- [TO BE DONE]: Each line of the material must be repeated precisely, with the pictures left out.

^^^^^^^^

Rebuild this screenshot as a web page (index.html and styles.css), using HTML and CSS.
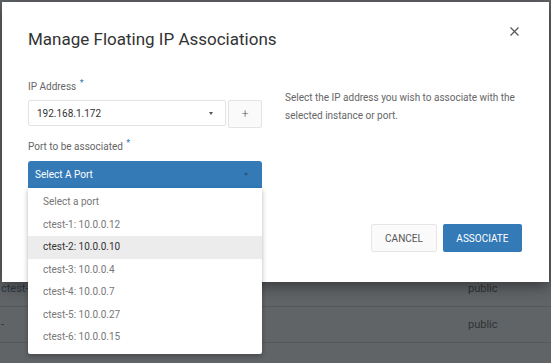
FILE: index.html
```html
<!DOCTYPE html>
<html>
<head>
<meta charset="utf-8">
<link rel="stylesheet" href="styles.css">
</head>
<body>
<div class="page">
  <div class="spacer"></div>
  <div class="trow"><span class="cell-name link">ctest-4</span><span class="cell-pool">public</span></div>
  <div class="trow"><span class="cell-name">-</span><span class="cell-pool">public</span></div>
  <div class="trow"><span class="cell-name"></span><span class="cell-pool"></span></div>
</div>

<div class="modal">
  <div class="modal-header">
    <h4 class="modal-title">Manage Floating IP Associations</h4>
    <svg class="close" width="9" height="9" viewBox="0 0 9 9"><path d="M0.5 0.5 L8.5 8.5 M8.5 0.5 L0.5 8.5" stroke="#555" stroke-width="1.2" fill="none"/></svg>
  </div>
  <div class="modal-body">
    <div class="form-col">
      <label class="label">IP Address <span class="req">*</span></label>
      <div class="ip-row">
        <div class="select">
          <span>192.168.1.172</span>
          <span class="caret"></span>
        </div>
        <div class="plus-btn">+</div>
      </div>
      <label class="label port-label">Port to be associated <span class="req">*</span></label>
      <div class="port-wrap">
        <div class="select-blue">
          <span>Select A Port</span>
          <span class="caret dark"></span>
        </div>
        <ul class="menu">
          <li>Select a port</li>
          <li>ctest-1: 10.0.0.12</li>
          <li class="active">ctest-2: 10.0.0.10</li>
          <li>ctest-3: 10.0.0.4</li>
          <li>ctest-4: 10.0.0.7</li>
          <li>ctest-5: 10.0.0.27</li>
          <li>ctest-6: 10.0.0.15</li>
        </ul>
      </div>
    </div>
    <p class="desc">Select the IP address you wish to associate with the selected instance or port.</p>
  </div>
  <div class="modal-footer">
    <div class="btn btn-default">CANCEL</div>
    <div class="btn btn-primary">ASSOCIATE</div>
  </div>
</div>
</body>
</html>
```

FILE: styles.css
```css
* { box-sizing: border-box; }
html, body {
  margin: 0;
  padding: 0;
  width: 551px;
  height: 363px;
  overflow: hidden;
  background: #616467;
  font-family: Roboto, "Liberation Sans", sans-serif;
}
.page {
  width: 551px;
}
.spacer { height: 271px; }
.trow {
  height: 36px;
  border-bottom: 1px solid #55585b;
  display: flex;
  align-items: center;
  font-size: 11px;
  color: #2f3234;
}
.cell-name {
  width: 468px;
  padding-left: 1px;
}
.cell-name.link { color: #2a3947; }
.cell-pool { flex: 1; }

.modal {
  position: absolute;
  left: 2px;
  top: 2px;
  width: 547px;
  height: 280px;
  background: #fff;
  box-shadow: 0 4px 14px rgba(0,0,0,0.45);
  display: flex;
  flex-direction: column;
}
.modal-header {
  display: flex;
  justify-content: space-between;
  align-items: flex-start;
  padding: 25px 30px 0 26px;
}
.modal-title {
  margin: 0;
  font-size: 17px;
  line-height: 24px;
  font-weight: 400;
  color: #333;
}
.close { display: block; margin-top: 0; }

.modal-body {
  display: flex;
  gap: 23px;
  padding: 29px 26px 0 26px;
}
.form-col {
  width: 236px;
  display: flex;
  flex-direction: column;
}
.label {
  display: block;
  height: 14px;
  font-size: 10px;
  line-height: 14px;
  color: #666;
  margin-bottom: 6px;
}
.req {
  color: #337ab7;
  font-size: 9px;
  line-height: 0;
  vertical-align: 4px;
  margin-left: 1px;
}
.port-label { margin-bottom: 7px; }
.ip-row {
  display: flex;
  gap: 2px;
  height: 28px;
  margin-bottom: 12px;
  align-items: flex-start;
}
.select {
  flex: 1;
  height: 26px;
  border: 1px solid #e3e3e3;
  border-radius: 2px;
  display: flex;
  align-items: center;
  justify-content: space-between;
  padding: 0 12px 0 8px;
  font-size: 10px;
  color: #333;
}
.caret {
  width: 0;
  height: 0;
  border-left: 2.5px solid transparent;
  border-right: 2.5px solid transparent;
  border-top: 3px solid #555;
}
.caret.dark { border-top-color: #2d5478; }
.plus-btn {
  width: 34px;
  height: 28px;
  border: 1px solid #e3e3e3;
  border-radius: 2px;
  background: #fafafa;
  display: flex;
  align-items: center;
  justify-content: center;
  font-size: 12px;
  font-weight: 300;
  color: #555;
}
.port-wrap { position: relative; }
.select-blue {
  height: 27px;
  background: #337ab7;
  border-radius: 3px 3px 0 0;
  display: flex;
  align-items: center;
  justify-content: space-between;
  padding: 0 14px 0 7px;
  font-size: 10px;
  color: #fff;
}
.menu {
  position: absolute;
  top: 100%;
  left: 0;
  width: 100%;
  margin: 0;
  padding: 3px 0 5px;
  list-style: none;
  background: #fff;
  box-shadow: 0 2px 5px rgba(0,0,0,0.3);
  border-radius: 0 0 2px 2px;
  z-index: 5;
}
.menu li {
  height: 22.5px;
  line-height: 22.5px;
  padding-left: 15px;
  font-size: 10px;
  color: #777;
}
.menu li.active {
  background: #ececec;
  color: #333;
}
.desc {
  margin: 9px 0 0 0;
  width: 240px;
  font-size: 10px;
  line-height: 17.5px;
  color: #666;
}
.modal-footer {
  margin-top: auto;
  display: flex;
  justify-content: flex-end;
  gap: 6px;
  padding: 0 27px 30px 0;
}
.btn {
  height: 28px;
  padding: 0 13px;
  display: flex;
  align-items: center;
  font-size: 10px;
  border-radius: 2px;
}
.btn-default {
  border: 1px solid #e6e6e6;
  background: #fafafa;
  color: #555;
}
.btn-primary {
  background: #337ab7;
  color: #fff;
  padding: 0 13.5px;
}
```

^^^^^^^^

- [SOLVED PROBLEM]:
Rebuild this screenshot as a web page (index.html and styles.css), using HTML and CSS.
FILE: index.html
```html
<!DOCTYPE html>
<html>
<head>
<meta charset="utf-8">
<link rel="stylesheet" href="styles.css">
</head>
<body>
<div class="page">
  <div class="spacer"></div>
  <div class="trow"><span class="cell-name link">ctest-4</span><span class="cell-pool">public</span></div>
  <div class="trow"><span class="cell-name">-</span><span class="cell-pool">public</span></div>
  <div class="trow"><span class="cell-name"></span><span class="cell-pool"></span></div>
</div>

<div class="modal">
  <div class="modal-header">
    <h4 class="modal-title">Manage Floating IP Associations</h4>
    <svg class="close" width="9" height="9" viewBox="0 0 9 9"><path d="M0.5 0.5 L8.5 8.5 M8.5 0.5 L0.5 8.5" stroke="#555" stroke-width="1.2" fill="none"/></svg>
  </div>
  <div class="modal-body">
    <div class="form-col">
      <label class="label">IP Address <span class="req">*</span></label>
      <div class="ip-row">
        <div class="select">
          <span>192.168.1.172</span>
          <span class="caret"></span>
        </div>
        <div class="plus-btn">+</div>
      </div>
      <label class="label port-label">Port to be associated <span class="req">*</span></label>
      <div class="port-wrap">
        <div class="select-blue">
          <span>Select A Port</span>
          <span class="caret dark"></span>
        </div>
        <ul class="menu">
          <li>Select a port</li>
          <li>ctest-1: 10.0.0.12</li>
          <li class="active">ctest-2: 10.0.0.10</li>
          <li>ctest-3: 10.0.0.4</li>
          <li>ctest-4: 10.0.0.7</li>
          <li>ctest-5: 10.0.0.27</li>
          <li>ctest-6: 10.0.0.15</li>
        </ul>
      </div>
    </div>
    <p class="desc">Select the IP address you wish to associate with the selected instance or port.</p>
  </div>
  <div class="modal-footer">
    <div class="btn btn-default">CANCEL</div>
    <div class="btn btn-primary">ASSOCIATE</div>
  </div>
</div>
</body>
</html>
```

FILE: styles.css
```css
* { box-sizing: border-box; }
html, body {
  margin: 0;
  padding: 0;
  width: 551px;
  height: 363px;
  overflow: hidden;
  background: #616467;
  font-family: Roboto, "Liberation Sans", sans-serif;
}
.page {
  width: 551px;
}
.spacer { height: 271px; }
.trow {
  height: 36px;
  border-bottom: 1px solid #55585b;
  display: flex;
  align-items: center;
  font-size: 11px;
  color: #2f3234;
}
.cell-name {
  width: 468px;
  padding-left: 1px;
}
.cell-name.link { color: #2a3947; }
.cell-pool { flex: 1; }

.modal {
  position: absolute;
  left: 2px;
  top: 2px;
  width: 547px;
  height: 280px;
  background: #fff;
  box-shadow: 0 4px 14px rgba(0,0,0,0.45);
  display: flex;
  flex-direction: column;
}
.modal-header {
  display: flex;
  justify-content: space-between;
  align-items: flex-start;
  padding: 25px 30px 0 26px;
}
.modal-title {
  margin: 0;
  font-size: 17px;
  line-height: 24px;
  font-weight: 400;
  color: #333;
}
.close { display: block; margin-top: 0; }

.modal-body {
  display: flex;
  gap: 23px;
  padding: 29px 26px 0 26px;
}
.form-col {
  width: 236px;
  display: flex;
  flex-direction: column;
}
.label {
  display: block;
  height: 14px;
  font-size: 10px;
  line-height: 14px;
  color: #666;
  margin-bottom: 6px;
}
.req {
  color: #337ab7;
  font-size: 9px;
  line-height: 0;
  vertical-align: 4px;
  margin-left: 1px;
}
.port-label { margin-bottom: 7px; }
.ip-row {
  display: flex;
  gap: 2px;
  height: 28px;
  margin-bottom: 12px;
  align-items: flex-start;
}
.select {
  flex: 1;
  height: 26px;
  border: 1px solid #e3e3e3;
  border-radius: 2px;
  display: flex;
  align-items: center;
  justify-content: space-between;
  padding: 0 12px 0 8px;
  font-size: 10px;
  color: #333;
}
.caret {
  width: 0;
  height: 0;
  border-left: 2.5px solid transparent;
  border-right: 2.5px solid transparent;
  border-top: 3px solid #555;
}
.caret.dark { border-top-color: #2d5478; }
.plus-btn {
  width: 34px;
  height: 28px;
  border: 1px solid #e3e3e3;
  border-radius: 2px;
  background: #fafafa;
  display: flex;
  align-items: center;
  justify-content: center;
  font-size: 12px;
  font-weight: 300;
  color: #555;
}
.port-wrap { position: relative; }
.select-blue {
  height: 27px;
  background: #337ab7;
  border-radius: 3px 3px 0 0;
  display: flex;
  align-items: center;
  justify-content: space-between;
  padding: 0 14px 0 7px;
  font-size: 10px;
  color: #fff;
}
.menu {
  position: absolute;
  top: 100%;
  left: 0;
  width: 100%;
  margin: 0;
  padding: 3px 0 5px;
  list-style: none;
  background: #fff;
  box-shadow: 0 2px 5px rgba(0,0,0,0.3);
  border-radius: 0 0 2px 2px;
  z-index: 5;
}
.menu li {
  height: 22.5px;
  line-height: 22.5px;
  padding-left: 15px;
  font-size: 10px;
  color: #777;
}
.menu li.active {
  background: #ececec;
  color: #333;
}
.desc {
  margin: 9px 0 0 0;
  width: 240px;
  font-size: 10px;
  line-height: 17.5px;
  color: #666;
}
.modal-footer {
  margin-top: auto;
  display: flex;
  justify-content: flex-end;
  gap: 6px;
  padding: 0 27px 30px 0;
}
.btn {
  height: 28px;
  padding: 0 13px;
  display: flex;
  align-items: center;
  font-size: 10px;
  border-radius: 2px;
}
.btn-default {
  border: 1px solid #e6e6e6;
  background: #fafafa;
  color: #555;
}
.btn-primary {
  background: #337ab7;
  color: #fff;
  padding: 0 13.5px;
}
```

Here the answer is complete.